Another option is the Minotaur line of rockets from Orbital, but NASA’s use of those rockets, which incorporate excess Minuteman and Peacekeeper ICBM motors for their lower stages, runs into policy issues. “It is, frankly, a difficult policy issue for us,” Norman said. “We have to go through a rather detailed analysis. The law requires a determination to be made by the NASA administrator. Even when the determination is made, you are still subject to protest.” NASA is using a Minotaur V to launch its LADEE lunar mission later this year—an award that was protested, unsuccessfully, by SpaceX—but Norman said future use of the Minotaur was uncertain. “The bar to be able to use a Minotaur, especially for NASA, seems to be extremely high,” he said. “We have not had a program, in my opinion, that I believe would pass the LADEE test.”
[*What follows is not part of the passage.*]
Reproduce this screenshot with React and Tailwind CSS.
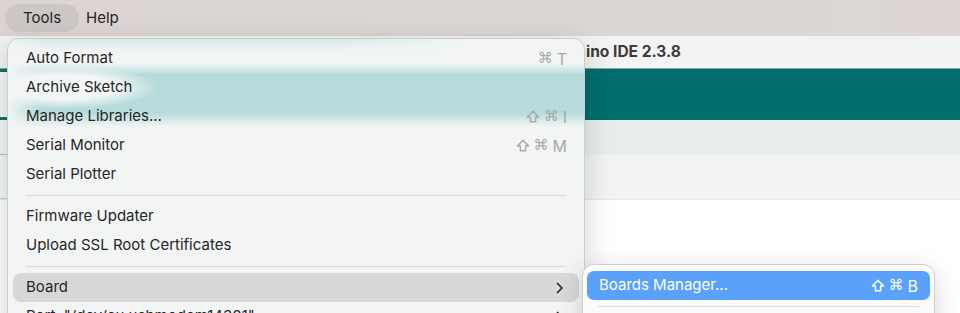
const Chevron = ({ className = '' }) => (
  <svg width="8" height="12" viewBox="0 0 8 12" className={className}>
    <path d="M1.5 1.5 L6 6 L1.5 10.5" fill="none" stroke="currentColor" strokeWidth="1.7" strokeLinecap="round" strokeLinejoin="round" />
  </svg>
);

const Shift = () => (
  <svg width="14" height="13" viewBox="0 0 14 13" className="shrink-0">
    <path d="M7 1.2 L12.6 7 H9.6 V11.8 H4.4 V7 H1.4 Z" fill="none" stroke="currentColor" strokeWidth="1.5" strokeLinejoin="round" />
  </svg>
);

const Keys = ({ shift, k }) => (
  <span className="flex items-center gap-[4px] font-['Inter',sans-serif] text-[16px]">
    {shift && <Shift />}
    <span className="font-['DejaVu_Sans',sans-serif] text-[15px]">⌘</span>
    <span>{k}</span>
  </span>
);

const Item = ({ label, shift, k, sub, active }) => (
  <div className={`relative h-[29px] mx-[5px] px-[13px] rounded-[8px] flex items-center justify-between ${active ? 'bg-[#d8d8d8]' : ''}`}>
    <span>{label}</span>
    {k && <span className="text-[#a8a9a9] mr-[-1px]"><Keys shift={shift} k={k} /></span>}
    {sub && <Chevron className="text-[#2a2a2a] mr-[2px]" />}
  </div>
);

const Sep = () => (
  <div className="relative h-[13px] flex items-center px-[18px]">
    <div className="h-px w-full bg-[#d9dcdc]" />
  </div>
);

export default function App() {
  return (
    <div className="relative w-[960px] h-[313px] overflow-hidden font-['Inter','Liberation_Sans',sans-serif] text-[15px] text-[#262626]">
      {/* macOS menu bar */}
      <div className="h-9 bg-gradient-to-r from-[#dcd4d2] via-[#dad7d4] to-[#ddd6d5] flex items-center pl-[5px]">
        <div className="h-[28px] px-[18px] rounded-full bg-[#cdc8c5] flex items-center">Tools</div>
        <div className="ml-[7px]">Help</div>
      </div>

      {/* IDE window behind */}
      <div className="flex flex-col h-[277px]">
        <div className="h-[33px] bg-[#f3f3f3] border-b border-[#8fa0a0] flex items-center">
          <div className="w-[585px]" />
          <span className="font-bold text-[#3b3b3b] text-[15.5px] ml-[1px]">ino IDE 2.3.8</span>
        </div>
        <div className="h-[51px] flex">
          <div className="w-[8px] bg-[#f7f8f8] border-y-[3px] border-[#0d7373]" />
          <div className="flex-1 bg-[#006e6e]" />
        </div>
        <div className="h-[35px] bg-[#e8eeee] flex">
          <div className="w-[8px] bg-[#f6f8f8] border-b border-[#9fd0d0]" />
        </div>
        <div className="h-[45px] bg-[#f2f4f4] border-b border-[#e6ecec] flex">
          <div className="w-[8px] bg-[#f6f8f8] border-b border-[#b8dcdc]" />
        </div>
        <div className="flex-1 bg-white" />
      </div>

      {/* Tools menu */}
      <div className="absolute left-[7px] top-[38px] w-[578px] h-[300px] pt-[5px] rounded-[12px] overflow-hidden bg-[#f3f5f5] border border-[#c9d0d0] shadow-[0_8px_30px_rgba(0,0,0,0.18)]">
        {/* soft tint of the window showing through the glass */}
        <div className="absolute left-0 right-0 top-0 h-[12px] bg-[linear-gradient(to_bottom,#d3e8e8,transparent)] [mask-image:linear-gradient(to_right,transparent,black_40px,black_55%,transparent_80%)]" />
        <div className="absolute left-0 right-0 top-[24px] h-[64px] bg-[linear-gradient(to_bottom,transparent,#b7dbdb_18%,#b7dbdb_78%,transparent)] [mask-image:linear-gradient(to_right,transparent,black_30px)]" />
        <div className="absolute left-[-40px] w-[190px] top-[26px] h-[44px] bg-[radial-gradient(closest-side,#f3f6f6_55%,transparent)]" />
        <Item label="Auto Format" k="T" />
        <Item label="Archive Sketch" />
        <Item label="Manage Libraries..." shift k="I" />
        <Item label="Serial Monitor" shift k="M" />
        <Item label="Serial Plotter" />
        <Sep />
        <Item label="Firmware Updater" />
        <Item label="Upload SSL Root Certificates" />
        <Sep />
        <Item label="Board" sub active />
        <Item label={'Port: "/dev/cu.usbmodem14301"'} sub />
      </div>

      {/* Board submenu */}
      <div className="absolute left-[582px] top-[264px] w-[353px] h-[80px] pt-[6px] rounded-[12px] bg-[#fbfbfb] border border-[#cfcfcf] shadow-[0_6px_24px_rgba(0,0,0,0.16)]">
        <div className="h-[29px] mx-[4px] px-[12px] rounded-[7px] bg-[#5aa1f9] text-white flex items-center justify-between">
          <span>Boards Manager...</span>
          <Keys shift k="B" />
        </div>
        <div className="h-[13px] flex items-center px-[15px]">
          <div className="h-px w-full bg-[#dcdcdc]" />
        </div>
      </div>
    </div>
  );
}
In addition, he said, changes in the Air Force’s contract have made the Minotaur more expensive than it previously was. The Athena IIc and Taurus XL, he said, have similar performance to the Minotaur IV, and the Taurus and Minotaur share the same issues with the payload fairing that caused the Taurus failures. Norman said there’s been “very good work” recently addressing the payload fairing problems for both vehicles.

In some cases, he said, small NASA missions might be better served by going with a Falcon 9, which is far more capable than the smaller vehicles but “not bad” in comparison of costs. “Our advice, as we provide it to the projects, is that it’s not just the size of the rocket. We also need to look at it from a price point standpoint as well.”